* **Exercise prompt**: Reproduce the listing word for word, leaving every picture behind.

* **Information provided**:

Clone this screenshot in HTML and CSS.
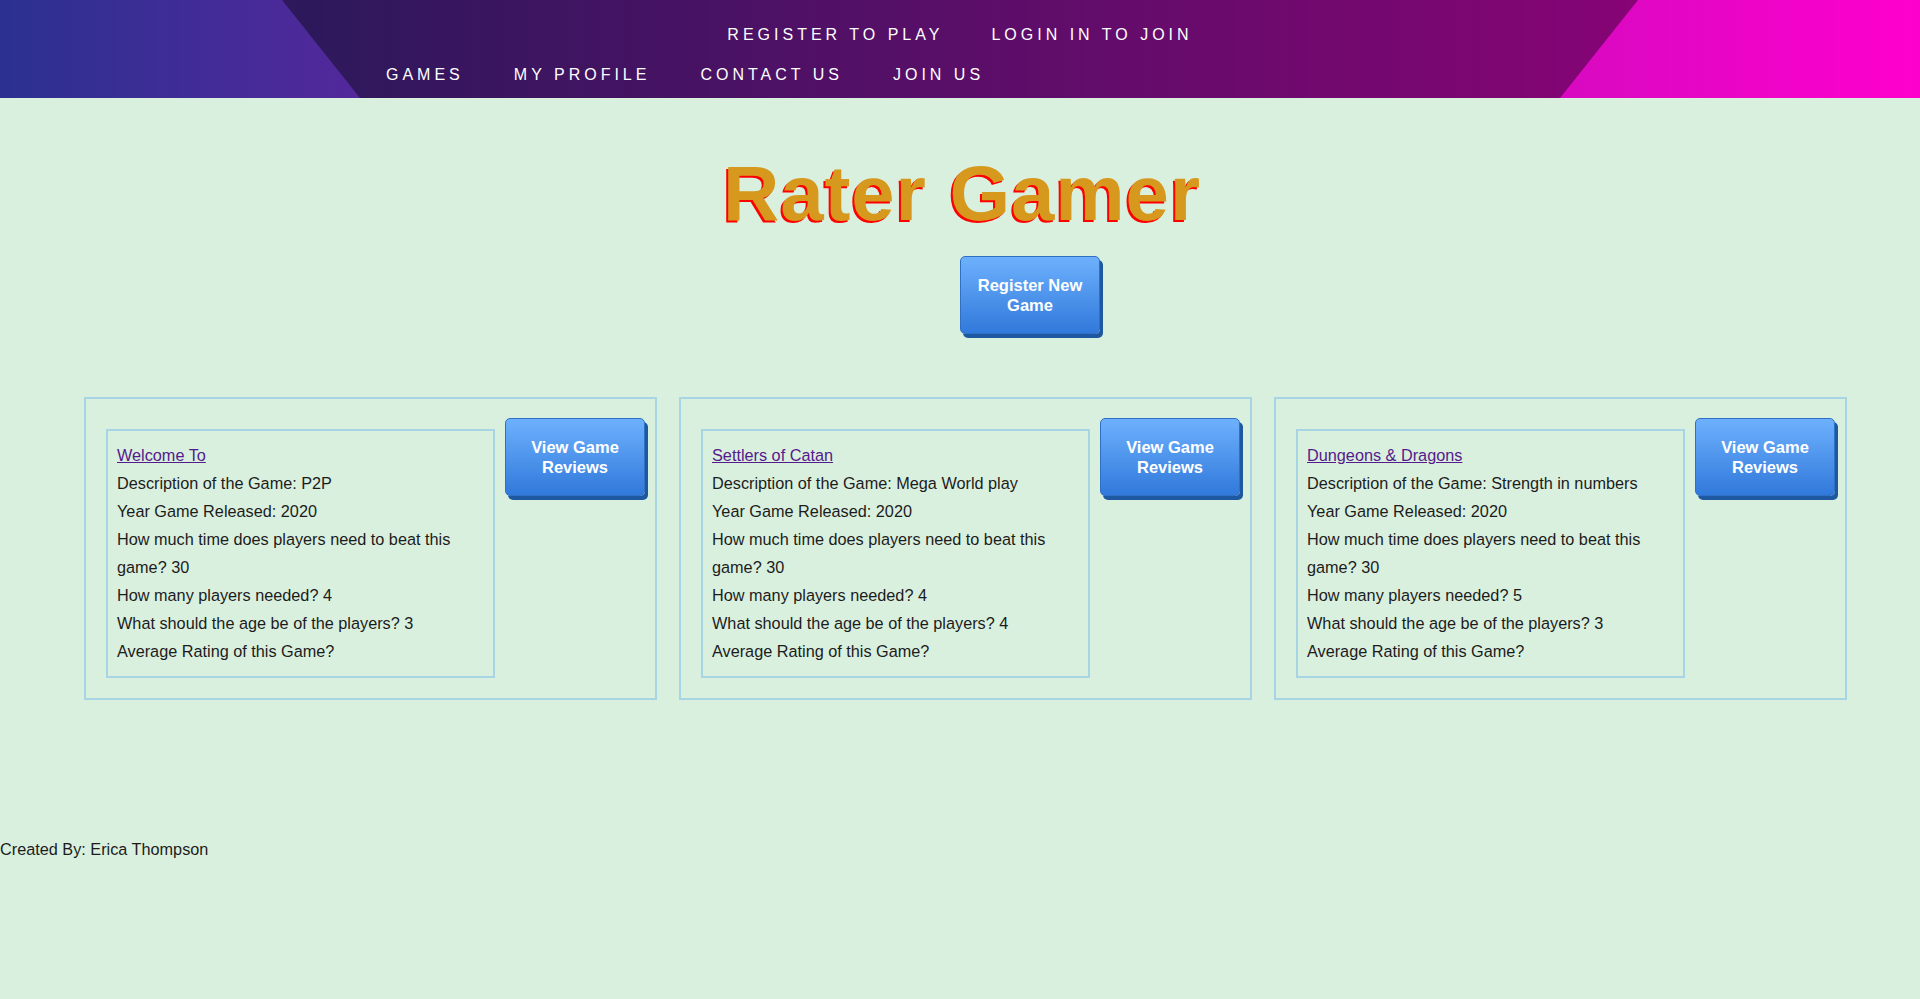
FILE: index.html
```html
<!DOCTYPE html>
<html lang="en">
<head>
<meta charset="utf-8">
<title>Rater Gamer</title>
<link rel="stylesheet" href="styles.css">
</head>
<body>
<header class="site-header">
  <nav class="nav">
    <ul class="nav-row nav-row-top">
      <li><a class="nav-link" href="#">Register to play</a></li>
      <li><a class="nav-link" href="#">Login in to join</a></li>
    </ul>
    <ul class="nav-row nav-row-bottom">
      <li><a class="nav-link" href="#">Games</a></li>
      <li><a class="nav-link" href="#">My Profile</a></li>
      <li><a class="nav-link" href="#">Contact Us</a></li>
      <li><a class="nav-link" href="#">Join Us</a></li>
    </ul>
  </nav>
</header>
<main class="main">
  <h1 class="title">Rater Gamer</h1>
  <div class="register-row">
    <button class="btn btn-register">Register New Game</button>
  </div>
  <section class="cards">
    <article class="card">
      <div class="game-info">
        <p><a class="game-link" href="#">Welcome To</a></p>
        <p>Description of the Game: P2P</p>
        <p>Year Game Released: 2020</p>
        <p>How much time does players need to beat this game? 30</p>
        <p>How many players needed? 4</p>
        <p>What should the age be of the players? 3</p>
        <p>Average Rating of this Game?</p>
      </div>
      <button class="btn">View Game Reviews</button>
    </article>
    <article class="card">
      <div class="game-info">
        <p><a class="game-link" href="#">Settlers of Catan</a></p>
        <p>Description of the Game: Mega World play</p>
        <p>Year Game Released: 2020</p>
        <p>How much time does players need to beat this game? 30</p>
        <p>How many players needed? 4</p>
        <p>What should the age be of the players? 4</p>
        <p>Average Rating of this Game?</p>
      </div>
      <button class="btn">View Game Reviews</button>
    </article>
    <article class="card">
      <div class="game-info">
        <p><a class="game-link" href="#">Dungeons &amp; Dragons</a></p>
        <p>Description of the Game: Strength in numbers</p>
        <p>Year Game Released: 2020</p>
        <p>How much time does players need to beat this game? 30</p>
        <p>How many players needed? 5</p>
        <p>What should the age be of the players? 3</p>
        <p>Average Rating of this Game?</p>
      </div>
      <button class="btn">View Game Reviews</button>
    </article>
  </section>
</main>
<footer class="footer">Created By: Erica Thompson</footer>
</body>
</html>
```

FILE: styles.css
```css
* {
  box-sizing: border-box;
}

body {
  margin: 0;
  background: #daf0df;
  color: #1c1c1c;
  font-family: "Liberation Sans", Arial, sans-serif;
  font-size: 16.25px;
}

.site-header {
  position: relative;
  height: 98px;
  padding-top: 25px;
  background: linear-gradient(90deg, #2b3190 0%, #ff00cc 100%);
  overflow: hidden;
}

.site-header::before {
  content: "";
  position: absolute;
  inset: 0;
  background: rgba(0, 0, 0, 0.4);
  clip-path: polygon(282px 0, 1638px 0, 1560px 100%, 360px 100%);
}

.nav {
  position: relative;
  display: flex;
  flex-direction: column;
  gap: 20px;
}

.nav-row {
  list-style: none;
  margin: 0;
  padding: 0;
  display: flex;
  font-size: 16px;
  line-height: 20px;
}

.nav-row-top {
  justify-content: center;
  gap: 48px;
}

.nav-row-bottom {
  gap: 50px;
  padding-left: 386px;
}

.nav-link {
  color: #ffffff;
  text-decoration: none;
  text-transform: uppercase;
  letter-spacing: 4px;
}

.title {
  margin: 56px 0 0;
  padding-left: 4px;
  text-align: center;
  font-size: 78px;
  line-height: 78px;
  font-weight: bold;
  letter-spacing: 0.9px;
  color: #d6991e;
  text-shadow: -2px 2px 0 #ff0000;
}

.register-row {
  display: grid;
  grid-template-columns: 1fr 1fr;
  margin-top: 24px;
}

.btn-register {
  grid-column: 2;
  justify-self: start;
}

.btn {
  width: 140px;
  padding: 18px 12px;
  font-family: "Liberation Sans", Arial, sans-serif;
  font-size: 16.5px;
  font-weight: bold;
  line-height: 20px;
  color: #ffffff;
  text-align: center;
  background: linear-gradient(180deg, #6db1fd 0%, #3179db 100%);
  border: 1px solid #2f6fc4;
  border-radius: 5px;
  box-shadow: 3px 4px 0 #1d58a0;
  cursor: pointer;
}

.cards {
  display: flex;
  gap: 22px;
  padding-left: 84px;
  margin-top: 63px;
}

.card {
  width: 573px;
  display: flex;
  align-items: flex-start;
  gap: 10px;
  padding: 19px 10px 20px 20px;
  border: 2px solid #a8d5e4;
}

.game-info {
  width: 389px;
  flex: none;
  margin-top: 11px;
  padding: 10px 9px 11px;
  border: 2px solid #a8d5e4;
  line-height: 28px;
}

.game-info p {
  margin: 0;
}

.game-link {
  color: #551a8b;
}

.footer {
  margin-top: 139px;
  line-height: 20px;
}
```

* **Written solution**:
Clone this screenshot in HTML and CSS.
FILE: index.html
```html
<!DOCTYPE html>
<html lang="en">
<head>
<meta charset="utf-8">
<title>Rater Gamer</title>
<link rel="stylesheet" href="styles.css">
</head>
<body>
<header class="site-header">
  <nav class="nav">
    <ul class="nav-row nav-row-top">
      <li><a class="nav-link" href="#">Register to play</a></li>
      <li><a class="nav-link" href="#">Login in to join</a></li>
    </ul>
    <ul class="nav-row nav-row-bottom">
      <li><a class="nav-link" href="#">Games</a></li>
      <li><a class="nav-link" href="#">My Profile</a></li>
      <li><a class="nav-link" href="#">Contact Us</a></li>
      <li><a class="nav-link" href="#">Join Us</a></li>
    </ul>
  </nav>
</header>
<main class="main">
  <h1 class="title">Rater Gamer</h1>
  <div class="register-row">
    <button class="btn btn-register">Register New Game</button>
  </div>
  <section class="cards">
    <article class="card">
      <div class="game-info">
        <p><a class="game-link" href="#">Welcome To</a></p>
        <p>Description of the Game: P2P</p>
        <p>Year Game Released: 2020</p>
        <p>How much time does players need to beat this game? 30</p>
        <p>How many players needed? 4</p>
        <p>What should the age be of the players? 3</p>
        <p>Average Rating of this Game?</p>
      </div>
      <button class="btn">View Game Reviews</button>
    </article>
    <article class="card">
      <div class="game-info">
        <p><a class="game-link" href="#">Settlers of Catan</a></p>
        <p>Description of the Game: Mega World play</p>
        <p>Year Game Released: 2020</p>
        <p>How much time does players need to beat this game? 30</p>
        <p>How many players needed? 4</p>
        <p>What should the age be of the players? 4</p>
        <p>Average Rating of this Game?</p>
      </div>
      <button class="btn">View Game Reviews</button>
    </article>
    <article class="card">
      <div class="game-info">
        <p><a class="game-link" href="#">Dungeons &amp; Dragons</a></p>
        <p>Description of the Game: Strength in numbers</p>
        <p>Year Game Released: 2020</p>
        <p>How much time does players need to beat this game? 30</p>
        <p>How many players needed? 5</p>
        <p>What should the age be of the players? 3</p>
        <p>Average Rating of this Game?</p>
      </div>
      <button class="btn">View Game Reviews</button>
    </article>
  </section>
</main>
<footer class="footer">Created By: Erica Thompson</footer>
</body>
</html>
```

FILE: styles.css
```css
* {
  box-sizing: border-box;
}

body {
  margin: 0;
  background: #daf0df;
  color: #1c1c1c;
  font-family: "Liberation Sans", Arial, sans-serif;
  font-size: 16.25px;
}

.site-header {
  position: relative;
  height: 98px;
  padding-top: 25px;
  background: linear-gradient(90deg, #2b3190 0%, #ff00cc 100%);
  overflow: hidden;
}

.site-header::before {
  content: "";
  position: absolute;
  inset: 0;
  background: rgba(0, 0, 0, 0.4);
  clip-path: polygon(282px 0, 1638px 0, 1560px 100%, 360px 100%);
}

.nav {
  position: relative;
  display: flex;
  flex-direction: column;
  gap: 20px;
}

.nav-row {
  list-style: none;
  margin: 0;
  padding: 0;
  display: flex;
  font-size: 16px;
  line-height: 20px;
}

.nav-row-top {
  justify-content: center;
  gap: 48px;
}

.nav-row-bottom {
  gap: 50px;
  padding-left: 386px;
}

.nav-link {
  color: #ffffff;
  text-decoration: none;
  text-transform: uppercase;
  letter-spacing: 4px;
}

.title {
  margin: 56px 0 0;
  padding-left: 4px;
  text-align: center;
  font-size: 78px;
  line-height: 78px;
  font-weight: bold;
  letter-spacing: 0.9px;
  color: #d6991e;
  text-shadow: -2px 2px 0 #ff0000;
}

.register-row {
  display: grid;
  grid-template-columns: 1fr 1fr;
  margin-top: 24px;
}

.btn-register {
  grid-column: 2;
  justify-self: start;
}

.btn {
  width: 140px;
  padding: 18px 12px;
  font-family: "Liberation Sans", Arial, sans-serif;
  font-size: 16.5px;
  font-weight: bold;
  line-height: 20px;
  color: #ffffff;
  text-align: center;
  background: linear-gradient(180deg, #6db1fd 0%, #3179db 100%);
  border: 1px solid #2f6fc4;
  border-radius: 5px;
  box-shadow: 3px 4px 0 #1d58a0;
  cursor: pointer;
}

.cards {
  display: flex;
  gap: 22px;
  padding-left: 84px;
  margin-top: 63px;
}

.card {
  width: 573px;
  display: flex;
  align-items: flex-start;
  gap: 10px;
  padding: 19px 10px 20px 20px;
  border: 2px solid #a8d5e4;
}

.game-info {
  width: 389px;
  flex: none;
  margin-top: 11px;
  padding: 10px 9px 11px;
  border: 2px solid #a8d5e4;
  line-height: 28px;
}

.game-info p {
  margin: 0;
}

.game-link {
  color: #551a8b;
}

.footer {
  margin-top: 139px;
  line-height: 20px;
}
```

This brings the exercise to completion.